CHALLENGE: Set the lines down again exactly, first line through the line that contains "string; y17: string;", with no pictures.

INPUT:
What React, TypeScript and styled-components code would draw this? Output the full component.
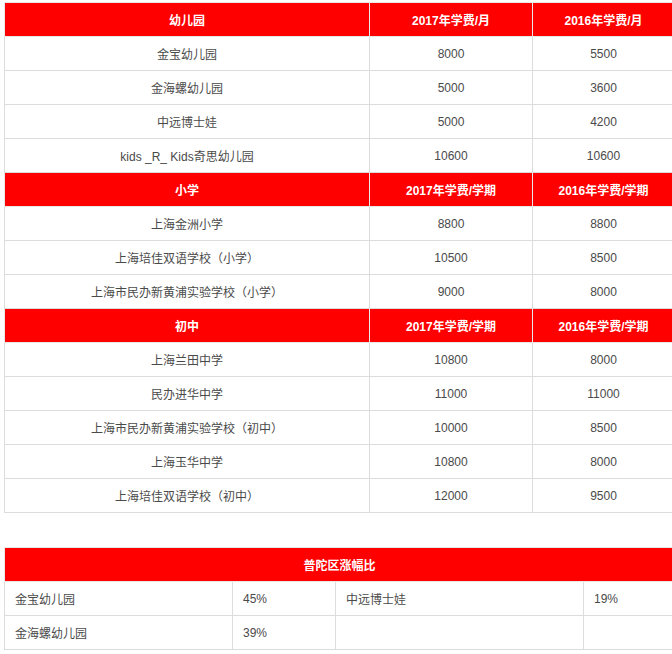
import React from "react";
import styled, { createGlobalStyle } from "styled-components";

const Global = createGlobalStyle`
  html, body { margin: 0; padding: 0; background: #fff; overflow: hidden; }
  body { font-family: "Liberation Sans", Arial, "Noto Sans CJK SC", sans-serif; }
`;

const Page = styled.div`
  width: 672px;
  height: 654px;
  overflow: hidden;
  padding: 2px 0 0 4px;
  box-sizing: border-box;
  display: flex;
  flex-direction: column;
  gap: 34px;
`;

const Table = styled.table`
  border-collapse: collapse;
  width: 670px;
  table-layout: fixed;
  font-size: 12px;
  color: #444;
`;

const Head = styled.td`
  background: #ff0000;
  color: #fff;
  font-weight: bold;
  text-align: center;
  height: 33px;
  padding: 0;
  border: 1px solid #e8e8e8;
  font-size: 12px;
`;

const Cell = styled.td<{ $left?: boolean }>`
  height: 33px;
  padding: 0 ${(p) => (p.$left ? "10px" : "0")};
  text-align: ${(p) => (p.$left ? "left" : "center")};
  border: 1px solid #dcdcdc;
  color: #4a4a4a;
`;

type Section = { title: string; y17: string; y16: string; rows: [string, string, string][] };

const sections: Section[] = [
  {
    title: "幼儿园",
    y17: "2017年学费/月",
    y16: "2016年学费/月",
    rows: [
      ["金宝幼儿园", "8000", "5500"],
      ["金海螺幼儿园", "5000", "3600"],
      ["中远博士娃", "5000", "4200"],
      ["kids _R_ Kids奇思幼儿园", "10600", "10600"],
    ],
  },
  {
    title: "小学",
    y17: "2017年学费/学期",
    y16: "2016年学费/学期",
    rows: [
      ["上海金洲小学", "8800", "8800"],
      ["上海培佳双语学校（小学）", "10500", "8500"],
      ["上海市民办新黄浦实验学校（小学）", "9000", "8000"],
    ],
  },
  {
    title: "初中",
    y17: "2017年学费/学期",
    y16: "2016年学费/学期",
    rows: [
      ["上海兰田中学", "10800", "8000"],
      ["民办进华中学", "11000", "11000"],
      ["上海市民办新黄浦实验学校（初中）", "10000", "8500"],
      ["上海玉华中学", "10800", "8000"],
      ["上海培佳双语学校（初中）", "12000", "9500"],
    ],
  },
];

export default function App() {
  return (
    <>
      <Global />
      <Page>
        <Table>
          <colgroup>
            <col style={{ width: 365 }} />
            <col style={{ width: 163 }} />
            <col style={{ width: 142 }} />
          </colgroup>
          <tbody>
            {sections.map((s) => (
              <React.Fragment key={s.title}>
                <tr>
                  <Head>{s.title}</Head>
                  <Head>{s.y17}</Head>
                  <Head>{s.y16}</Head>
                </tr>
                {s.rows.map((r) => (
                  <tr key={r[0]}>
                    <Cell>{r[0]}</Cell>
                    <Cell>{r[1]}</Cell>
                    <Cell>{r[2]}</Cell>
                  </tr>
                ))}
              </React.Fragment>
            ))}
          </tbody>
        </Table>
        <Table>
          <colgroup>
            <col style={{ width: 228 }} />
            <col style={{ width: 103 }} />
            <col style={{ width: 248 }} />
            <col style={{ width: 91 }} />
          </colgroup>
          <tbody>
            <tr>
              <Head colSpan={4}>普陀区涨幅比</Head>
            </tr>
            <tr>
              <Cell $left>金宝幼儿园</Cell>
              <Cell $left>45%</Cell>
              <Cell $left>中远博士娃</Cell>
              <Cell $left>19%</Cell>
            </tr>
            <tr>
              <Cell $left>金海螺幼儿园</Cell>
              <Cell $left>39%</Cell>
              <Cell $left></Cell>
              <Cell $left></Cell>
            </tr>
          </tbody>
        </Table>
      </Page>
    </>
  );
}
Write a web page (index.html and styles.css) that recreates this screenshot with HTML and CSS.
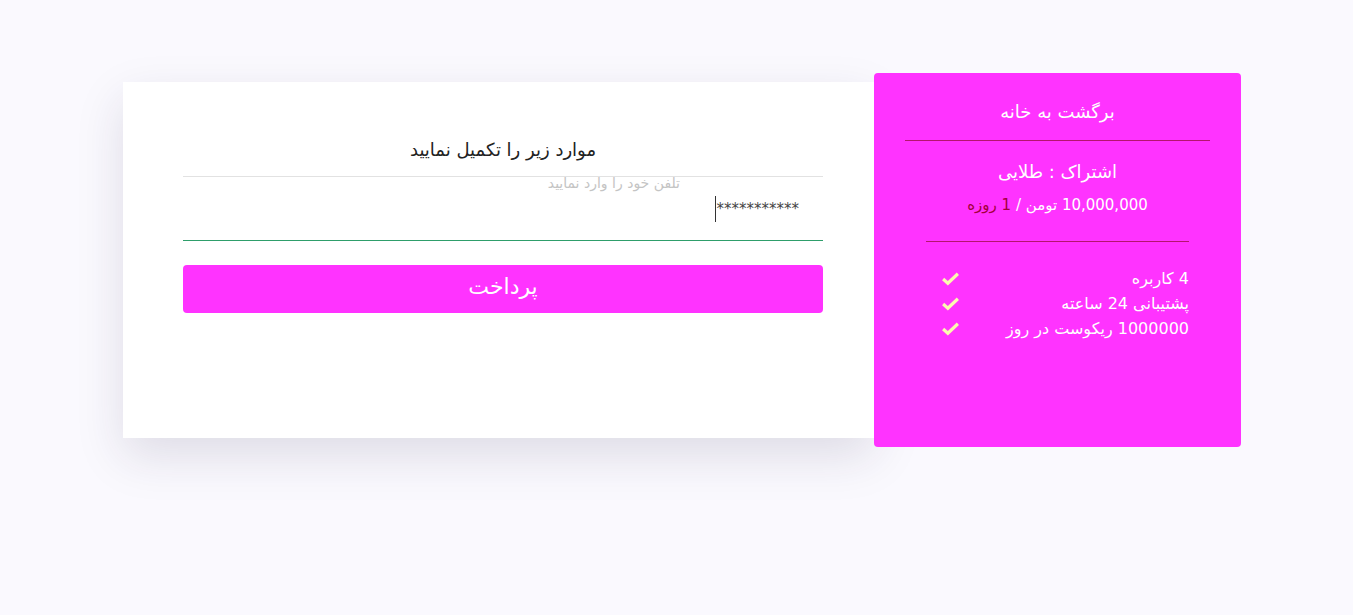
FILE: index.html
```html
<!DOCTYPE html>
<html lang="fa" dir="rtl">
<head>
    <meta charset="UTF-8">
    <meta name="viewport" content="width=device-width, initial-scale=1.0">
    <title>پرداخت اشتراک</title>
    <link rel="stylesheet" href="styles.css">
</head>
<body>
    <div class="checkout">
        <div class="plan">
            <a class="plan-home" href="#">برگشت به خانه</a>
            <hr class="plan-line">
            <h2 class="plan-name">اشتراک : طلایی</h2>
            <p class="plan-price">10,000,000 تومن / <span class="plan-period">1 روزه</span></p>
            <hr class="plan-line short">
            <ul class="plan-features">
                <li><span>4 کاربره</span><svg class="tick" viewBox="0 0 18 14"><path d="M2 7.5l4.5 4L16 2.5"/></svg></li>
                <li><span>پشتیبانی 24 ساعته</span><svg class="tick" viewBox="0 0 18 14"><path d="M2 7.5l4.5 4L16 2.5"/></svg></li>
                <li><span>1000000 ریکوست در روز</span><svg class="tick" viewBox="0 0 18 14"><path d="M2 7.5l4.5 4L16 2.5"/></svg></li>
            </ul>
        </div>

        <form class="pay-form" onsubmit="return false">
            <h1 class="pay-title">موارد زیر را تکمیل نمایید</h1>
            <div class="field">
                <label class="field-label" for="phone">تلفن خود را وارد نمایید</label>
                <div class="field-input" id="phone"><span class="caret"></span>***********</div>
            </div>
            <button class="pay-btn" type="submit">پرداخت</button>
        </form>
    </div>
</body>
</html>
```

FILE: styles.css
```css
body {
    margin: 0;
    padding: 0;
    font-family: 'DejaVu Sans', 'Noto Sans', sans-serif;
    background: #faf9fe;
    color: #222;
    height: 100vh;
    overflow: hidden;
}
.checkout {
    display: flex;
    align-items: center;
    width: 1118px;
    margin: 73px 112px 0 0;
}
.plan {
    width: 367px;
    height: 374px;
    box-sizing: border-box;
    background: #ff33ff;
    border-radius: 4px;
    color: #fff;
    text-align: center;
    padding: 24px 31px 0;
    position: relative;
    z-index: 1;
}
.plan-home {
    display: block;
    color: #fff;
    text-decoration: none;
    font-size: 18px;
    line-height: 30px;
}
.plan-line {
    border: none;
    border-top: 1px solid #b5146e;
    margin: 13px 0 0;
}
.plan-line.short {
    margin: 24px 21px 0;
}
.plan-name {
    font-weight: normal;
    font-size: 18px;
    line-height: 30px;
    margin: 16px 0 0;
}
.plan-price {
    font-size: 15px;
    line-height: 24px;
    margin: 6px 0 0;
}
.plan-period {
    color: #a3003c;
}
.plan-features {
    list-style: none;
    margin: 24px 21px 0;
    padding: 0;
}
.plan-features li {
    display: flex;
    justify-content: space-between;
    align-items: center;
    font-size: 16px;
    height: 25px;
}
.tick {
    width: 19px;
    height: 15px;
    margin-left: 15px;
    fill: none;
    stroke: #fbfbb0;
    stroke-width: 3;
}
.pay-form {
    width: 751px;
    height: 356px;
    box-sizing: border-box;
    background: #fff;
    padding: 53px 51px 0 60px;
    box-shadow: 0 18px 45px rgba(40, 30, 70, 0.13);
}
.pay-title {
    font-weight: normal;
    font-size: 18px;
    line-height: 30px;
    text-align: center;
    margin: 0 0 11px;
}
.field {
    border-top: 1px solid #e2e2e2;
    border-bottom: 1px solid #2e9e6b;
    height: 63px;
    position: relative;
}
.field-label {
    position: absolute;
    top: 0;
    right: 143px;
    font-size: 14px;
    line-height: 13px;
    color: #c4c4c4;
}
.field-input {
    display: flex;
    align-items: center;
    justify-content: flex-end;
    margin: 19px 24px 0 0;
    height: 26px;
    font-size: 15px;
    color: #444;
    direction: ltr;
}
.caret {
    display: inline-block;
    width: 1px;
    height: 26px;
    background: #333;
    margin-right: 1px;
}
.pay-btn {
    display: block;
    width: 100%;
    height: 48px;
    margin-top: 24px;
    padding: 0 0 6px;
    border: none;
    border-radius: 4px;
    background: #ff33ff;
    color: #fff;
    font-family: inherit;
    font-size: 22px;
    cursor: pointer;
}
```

FULL RESPONSE:
What React, TypeScript and styled-components code would draw this? Output the full component.
import React from "react";
import styled, { createGlobalStyle } from "styled-components";

const Global = createGlobalStyle`
  html, body { margin: 0; padding: 0; background: #fff; overflow: hidden; }
  body { font-family: "Liberation Sans", Arial, "Noto Sans CJK SC", sans-serif; }
`;

const Page = styled.div`
  width: 672px;
  height: 654px;
  overflow: hidden;
  padding: 2px 0 0 4px;
  box-sizing: border-box;
  display: flex;
  flex-direction: column;
  gap: 34px;
`;

const Table = styled.table`
  border-collapse: collapse;
  width: 670px;
  table-layout: fixed;
  font-size: 12px;
  color: #444;
`;

const Head = styled.td`
  background: #ff0000;
  color: #fff;
  font-weight: bold;
  text-align: center;
  height: 33px;
  padding: 0;
  border: 1px solid #e8e8e8;
  font-size: 12px;
`;

const Cell = styled.td<{ $left?: boolean }>`
  height: 33px;
  padding: 0 ${(p) => (p.$left ? "10px" : "0")};
  text-align: ${(p) => (p.$left ? "left" : "center")};
  border: 1px solid #dcdcdc;
  color: #4a4a4a;
`;

type Section = { title: string; y17: string; y16: string; rows: [string, string, string][] };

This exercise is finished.